Kadyrov Poised to Become New Prime Minister of Russia's CHECHNYA


Although major offensives in Chechnya ended by mid-2000, insurgents and troops still clash in small skirmishes and the separatists attack Russian troops and law-enforcement officers with booby-traps and land mines.


(01.03.2006)

The lawmakers in Russia's restive province of Chechnya voted on Thursday to support nomination of Ramzan Kadyrov, the son of Akhmad Kadyrov, the Moscow-backed Chechen president killed in May 2004, to the prime minister post vacated after Sergei Abramov stepped down earlier this week.

Kadyrov's candidacy was proposed by Alu Alkhanov, speaker of the People's Assembly Dukvakha Abdurakhmanov told the Itar-Tass news agency.

A day earlier, Alkhanov was quoted by ITAR-Tass as saying that he signed Sergei Abramov's resignation but hasn't decided on a successor.

Alkhanov said Tuesday that Abramov had resigned because of poor health following a traffic accident in November, but Abramov himself denied that, saying he stepped down to give way to Kadyrov, who is widely feared and currently serving as acting prime minister, The Associated Press reported.

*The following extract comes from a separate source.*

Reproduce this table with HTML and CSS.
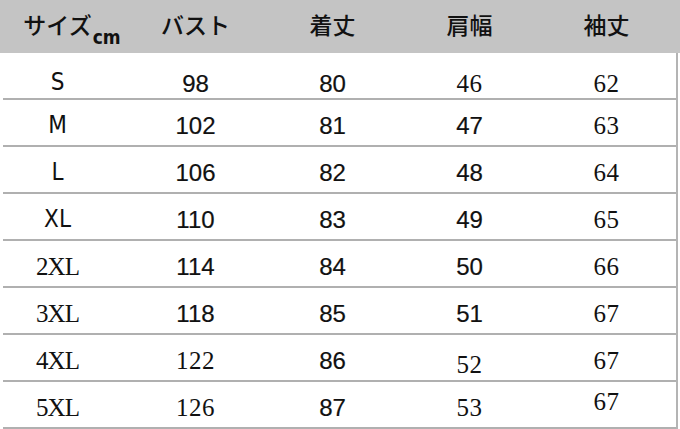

Kadyrov, who heads a shadowy security force that many Chechens and human rights group say abducts and intimidates civilians, has been seen as likely succeeding Alkhanov after he turns 30, the minimum age for presidents under local law. He will be 30 on Oct. 5.

He is the son of Akhmad Kadyrov, the Moscow-backed Chechen president who was assassinated in a bomb blast in May 2004.

The contradictory versions of Abramov's resignation raised questions about a possible power struggle within the Moscow-backed Chechen administration as it tries to bring a semblance of normalcy to the republic where separatist rebels have fought Russian troops for nearly a dozen years.

Russian troops withdrew from Chechnya in 1996 following a botched two-year war, but returned in 1999 following Chechen militants' incursions into a neighboring province and apartment building explosions blamed on the rebels.

Although major offensives in Chechnya ended by mid-2000, insurgents and troops still clash in small skirmishes and the separatists attack Russian troops and law-enforcement officers with booby-traps and land mines.